Afortunadamente, sus abuelos paternos, al enterarse, acudieron en su rescate y le dieron una nueva oportunidad de crecer en un hogar lleno de amor.
Con una infancia difícil a cuestas, Lucas encontró en el fútbol su refugio, su escape, su motor. Su talento lo llevó desde clubes modestos hasta equipos de élite en Europa, incluyendo el Arsenal de Inglaterra, donde vivió una de las etapas más brillantes de su carrera.
Pero la herida del abandono nunca desapareció del todo.

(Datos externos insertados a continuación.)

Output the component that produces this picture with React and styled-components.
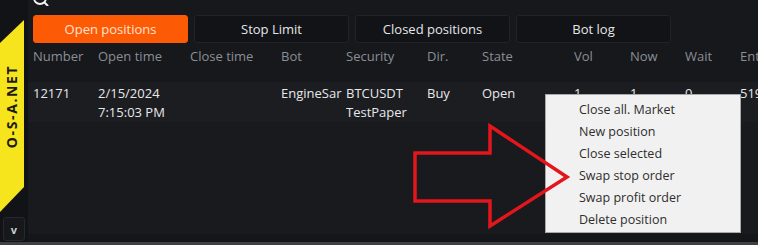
import React from "react";
import styled, { createGlobalStyle } from "styled-components";

const Global = createGlobalStyle`
  html, body { margin: 0; padding: 0; background: #131519; }
  body { width: 758px; height: 245px; overflow: hidden; font-family: "Open Sans", "Noto Sans", sans-serif; }
  * { box-sizing: border-box; }
`;

const Root = styled.div`
  position: relative;
  width: 758px;
  height: 245px;
  display: grid;
  grid-template-columns: 28px 1fr;
  grid-template-rows: 1fr 3px;
  background: #131519;
  overflow: hidden;
`;

const Side = styled.div`
  display: flex;
  flex-direction: column;
  padding-top: 20px;
  background: #111316;
`;

const Brand = styled.div`
  width: 24px;
  height: 192px;
  background: #f6e41c;
  clip-path: polygon(0 23px, 24px 0, 24px 167px, 0 192px);
  display: flex;
  align-items: center;
  justify-content: center;
`;

const BrandText = styled.span`
  transform: rotate(-90deg);
  white-space: nowrap;
  font-family: "Open Sans", sans-serif;
  font-weight: 700;
  font-size: 14px;
  letter-spacing: 1.6px;
  color: #1b1b14;
  margin-top: -20px;
`;

const Expand = styled.div`
  margin: 5px 0 0 3px;
  width: 22px;
  height: 24px;
  border: 1px solid #25282d;
  border-radius: 3px;
  background: #16181c;
  color: #c9cbd0;
  font-size: 11px;
  font-weight: 700;
  display: flex;
  align-items: center;
  justify-content: center;
`;

const Main = styled.div`
  display: flex;
  flex-direction: column;
  background: #16181c;
  min-width: 0;
`;

const IconRow = styled.div`
  height: 15px;
  padding-left: 4px;
  display: flex;
  align-items: flex-start;
`;

const Tabs = styled.div`
  display: flex;
  gap: 6px;
  padding-left: 5px;
`;

const Tab = styled.div`
  width: 155px;
  height: 28px;
  border-radius: 3px;
  display: flex;
  align-items: center;
  justify-content: center;
  font-size: 13px;
  background: ${(p) => (p.$active ? "#fd5a05" : "#111317")};
  border: 1px solid ${(p) => (p.$active ? "#fd5a05" : "#212328")};
  color: ${(p) => (p.$active ? "#ffe2d2" : "#e6e6e8")};
`;

const cols = "65px 92px 91px 65px 81px 55px 92px 56px 55px 55px 1fr";

const Row = styled.div`
  display: grid;
  grid-template-columns: ${cols};
  padding-left: 5px;
  font-size: 13px;
  line-height: 19px;
`;

const Head = styled(Row)`
  margin-top: 1px;
  height: 24px;
  align-items: center;
  color: #8b8e94;
`;

const Data = styled(Row)`
  margin-top: 14px;
  height: 40px;
  padding-top: 2px;
  background: #1b1d21;
  color: #e8e8ea;
`;

const Cell = styled.div`
  white-space: nowrap;
  overflow: hidden;
`;

const Body = styled.div`
  flex: 1;
  background: #181a1e;
  border-bottom: 8px solid #141619;
`;

const Footer = styled.div`
  grid-column: 1 / 3;
  background: #3e4045;
`;

const Menu = styled.div`
  position: absolute;
  left: 545px;
  top: 94px;
  width: 196px;
  height: 139px;
  background: #f1f1f1;
  border: 1px solid #a9a9a9;
  padding-top: 4px;
  font-family: "Open Sans", sans-serif;
  font-size: 12.5px;
  color: #2e2e2e;
`;

const MenuItem = styled.div`
  height: 22px;
  line-height: 22px;
  padding-left: 33px;
  white-space: nowrap;
`;

const Arrow = styled.svg`
  position: absolute;
  left: 405px;
  top: 118px;
  overflow: visible;
`;

const headers = ["Number", "Open time", "Close time", "Bot", "Security", "Dir.", "State", "Vol", "Now", "Wait", "Ent"];
const menu = ["Close all. Market", "New position", "Close selected", "Swap stop order", "Swap profit order", "Delete position"];

export default function App() {
  return (
    <>
      <Global />
      <Root>
        <Side>
          <Brand>
            <BrandText>O-S-A.NET</BrandText>
          </Brand>
          <Expand>v</Expand>
        </Side>
        <Main>
          <IconRow>
            <svg width="18" height="6" viewBox="0 9 18 6">
              <circle cx="8" cy="7" r="6" fill="none" stroke="#f2f2f2" strokeWidth="1.8" />
              <line x1="12.5" y1="11.5" x2="15.5" y2="14.5" stroke="#f2f2f2" strokeWidth="2" strokeLinecap="round" />
            </svg>
          </IconRow>
          <Tabs>
            <Tab $active>Open positions</Tab>
            <Tab>Stop Limit</Tab>
            <Tab>Closed positions</Tab>
            <Tab>Bot log</Tab>
          </Tabs>
          <Head>
            {headers.map((h) => (
              <Cell key={h}>{h}</Cell>
            ))}
          </Head>
          <Data>
            <Cell>12171</Cell>
            <Cell>
              2/15/2024
              <br />
              7:15:03 PM
            </Cell>
            <Cell></Cell>
            <Cell>EngineSar</Cell>
            <Cell>
              BTCUSDT
              <br />
              TestPaper
            </Cell>
            <Cell>Buy</Cell>
            <Cell>Open</Cell>
            <Cell>1</Cell>
            <Cell>1</Cell>
            <Cell>0</Cell>
            <Cell>519</Cell>
          </Data>
          <Body />
        </Main>
        <Footer />
        <Menu>
          {menu.map((m) => (
            <MenuItem key={m}>{m}</MenuItem>
          ))}
        </Menu>
        <Arrow width="170" height="115" viewBox="0 0 170 115">
          <polygon
            points="10,35 85,35 85,8 162,59 85,108 85,83 10,83"
            fill="none"
            stroke="#e3161c"
            strokeWidth="3.5"
            strokeLinejoin="miter"
          />
        </Arrow>
      </Root>
    </>
  );
}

Con la fama y el éxito, sus padres biológicos, aquellos que en su momento renunciaron a él, reaparecieron no con afecto, sino con exigencias económicas.

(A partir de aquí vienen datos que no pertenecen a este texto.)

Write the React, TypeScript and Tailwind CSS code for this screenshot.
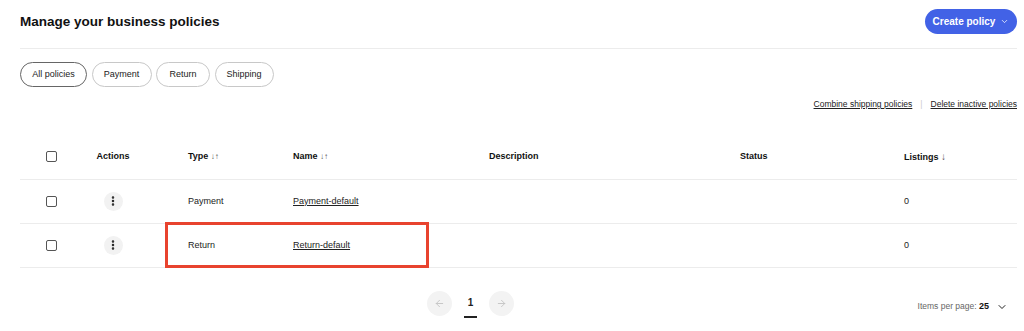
import { ArrowLeft, ArrowRight, ChevronDown, EllipsisVertical } from 'lucide-react';

const ROWS = [
  { type: 'Payment', name: 'Payment-default', listings: '0', marked: false },
  { type: 'Return', name: 'Return-default', listings: '0', marked: true },
];

const FILTERS = [
  { label: 'All policies', w: 'w-[67px]' },
  { label: 'Payment', w: 'w-[60px]' },
  { label: 'Return', w: 'w-[54px]' },
  { label: 'Shipping', w: 'w-[59px]' },
];

const COLS = 'grid grid-cols-[63px_60px_150px_196px_251px_164px_1fr] items-center';

function Checkbox() {
  return <div className="w-[11px] h-[11px] rounded-[2px] border border-[#555] bg-white" />;
}

export default function App() {
  return (
    <div
      className="w-[1024px] h-[331px] bg-white pl-[20px] pr-[7px] text-[#222] overflow-hidden"
      style={{ fontFamily: '"Liberation Sans", Arial, sans-serif' }}
    >
      {/* Header */}
      <div className="h-[49px] flex items-center justify-between border-b border-[#ececec]">
        <h1 className="text-[13.5px] font-bold text-[#111] -mt-[3px]">Manage your business policies</h1>
        <button className="h-[25px] w-[92px] -mt-[5px] rounded-full bg-[#4262e6] text-white text-[10px] font-bold flex items-center justify-center gap-[5px]">
          Create policy
          <ChevronDown className="w-[9px] h-[9px]" strokeWidth={2} />
        </button>
      </div>

      {/* Filter pills */}
      <div className="flex gap-[4.5px] mt-[13px]">
        {FILTERS.map((f, i) => (
          <button
            key={f.label}
            className={`h-[25px] ${f.w} rounded-full text-[9px] text-[#222] bg-white border ${
              i === 0 ? 'border-[#666]' : 'border-[#c8c8c8]'
            }`}
          >
            {f.label}
          </button>
        ))}
      </div>

      {/* Bulk links */}
      <div className="flex justify-end items-center gap-[8px] mt-[11px] text-[8.5px] text-[#222]">
        <span className="underline">Combine shipping policies</span>
        <span className="text-[#ccc]">|</span>
        <span className="underline">Delete inactive policies</span>
      </div>

      {/* Table */}
      <div className="mt-[23px]">
        <div className={`${COLS} h-[46px] border-b border-[#ececec] text-[9px] font-bold text-[#111]`}>
          <div className="flex justify-center"><Checkbox /></div>
          <div className="text-center">Actions</div>
          <div className="pl-[45px]">Type <span className="text-[8px] font-normal text-[#555]">↓↑</span></div>
          <div>Name <span className="text-[8px] font-normal text-[#555]">↓↑</span></div>
          <div>Description</div>
          <div>Status</div>
          <div>Listings <span className="text-[10px] font-normal text-[#555]">↓</span></div>
        </div>
        {ROWS.map(r => (
          <div key={r.name} className={`${COLS} h-[44px] border-b border-[#ececec] text-[9px] text-[#222] relative`}>
            <div className="flex justify-center"><Checkbox /></div>
            <div className="flex justify-center">
              <div className="w-[19px] h-[19px] rounded-full bg-[#f2f2f2] flex items-center justify-center">
                <EllipsisVertical className="w-[12px] h-[12px] text-[#222]" strokeWidth={3} />
              </div>
            </div>
            <div className="pl-[45px]">{r.type}</div>
            <div className="underline">{r.name}</div>
            <div />
            <div />
            <div>{r.listings}</div>
            {r.marked && (
              <div className="absolute left-[145px] top-[-2px] w-[264px] h-[46px] border-[3px] border-[#e8432e]" />
            )}
          </div>
        ))}
      </div>

      {/* Pagination */}
      <div className="relative h-[63px] flex items-start pt-[23px] pl-[407px]">
        <div className="flex items-start gap-[12px]">
          <div className="w-[25px] h-[25px] rounded-full bg-[#f3f3f3] flex items-center justify-center">
            <ArrowLeft className="w-[11px] h-[11px] text-[#c4c4c4]" strokeWidth={2} />
          </div>
          <div className="flex flex-col items-center w-[13px] pt-[6px]">
            <span className="text-[10px] font-bold leading-[12px] text-[#222]">1</span>
            <div className="w-[13px] h-[2px] bg-[#222] mt-[7px]" />
          </div>
          <div className="w-[25px] h-[25px] rounded-full bg-[#f3f3f3] flex items-center justify-center">
            <ArrowRight className="w-[11px] h-[11px] text-[#c4c4c4]" strokeWidth={2} />
          </div>
        </div>
        <div className="absolute right-[9px] top-[32px] flex items-center gap-[7px] text-[8.5px] text-[#666]">
          <span>Items per page: <b className="text-[#111] text-[9px]">25</b></span>
          <ChevronDown className="w-[12px] h-[12px] text-[#222]" strokeWidth={2} />
        </div>
      </div>
    </div>
  );
}
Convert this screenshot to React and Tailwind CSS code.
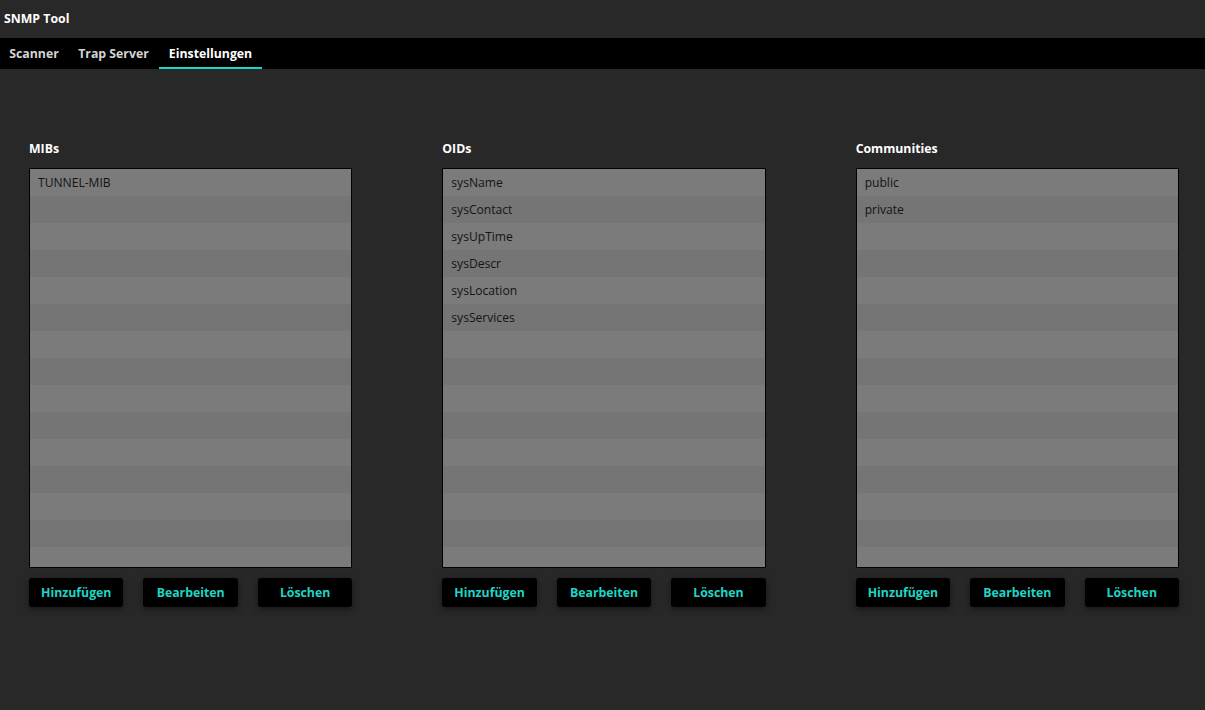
import React from "react";

const lists = [
  { title: "MIBs", items: ["TUNNEL-MIB"] },
  {
    title: "OIDs",
    items: ["sysName", "sysContact", "sysUpTime", "sysDescr", "sysLocation", "sysServices"],
  },
  { title: "Communities", items: ["public", "private"] },
];

function ListPanel({ title, items }) {
  const rows = Array.from({ length: 15 }, (_, i) => items[i] || "");
  return (
    <div className="flex flex-col">
      <div className="h-[18px] pt-[1px] text-[12.3px] font-bold leading-[18px] text-white">{title}</div>
      <div className="mt-[11px] h-[400px] overflow-hidden border border-black bg-[#7a7a7a]">
        {rows.map((item, i) => (
          <div
            key={i}
            className={`h-[27px] px-[8px] text-[12.1px] leading-[27px] text-[#141414] ${
              i % 2 === 0 ? "bg-[#7b7b7b]" : "bg-[#757575]"
            }`}
          >
            {item}
          </div>
        ))}
      </div>
      <div className="mt-[10px] grid grid-cols-3 gap-[20px]">
        {["Hinzufügen", "Bearbeiten", "Löschen"].map((b) => (
          <button
            key={b}
            className="h-[29px] rounded-[3px] bg-black pt-[1px] text-[12.3px] font-bold text-[#1fd5c6] shadow-[0_2px_6px_rgba(0,0,0,0.45)]"
          >
            {b}
          </button>
        ))}
      </div>
    </div>
  );
}

export default function App() {
  return (
    <div
      className="flex h-[710px] w-[1205px] flex-col bg-[#282828]"
      style={{ fontFamily: '"Open Sans", "Noto Sans", sans-serif' }}
    >
      {/* Title bar */}
      <div className="flex h-[38px] items-center px-[4px] text-[12.3px] font-bold text-white">
        SNMP Tool
      </div>

      {/* Tabs */}
      <div className="flex h-[31px] bg-black text-[12.3px] font-bold">
        <div className="flex h-full w-[68px] items-center justify-center pt-[2px] text-[#d4d4d4]">Scanner</div>
        <div className="flex h-full w-[91px] items-center justify-center pt-[2px] text-[#d4d4d4]">Trap Server</div>
        <div className="flex h-full w-[103px] items-center justify-center border-b-[2px] border-[#1fd5c6] pt-[3px] text-white">
          Einstellungen
        </div>
      </div>

      {/* Content */}
      <div className="grid grid-cols-3 gap-[90px] pl-[29px] pr-[26px] pt-[70px]">
        {lists.map((l) => (
          <ListPanel key={l.title} title={l.title} items={l.items} />
        ))}
      </div>
    </div>
  );
}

A través de burofaxes y demandas, le solicitaron manutención vitalicia, provocando un dolor que ni las medallas ni los goles pudieron amortiguar.
La presión familiar, lejos de menguar, terminó afectando su entorno profesional: Lucas se vio obligado a abandonar su querido Deportivo La Coruña, buscando refugio en el PSV Eindhoven de los Países Bajos, donde intenta reconstruir no solo su carrera, sino también su paz interior.
Lucas Pérez es la prueba viva de que, aunque las cicatrices de la infancia pueden acompañarnos toda la vida, también pueden convertirse en el combustible para alcanzar alturas que muchos creían imposibles.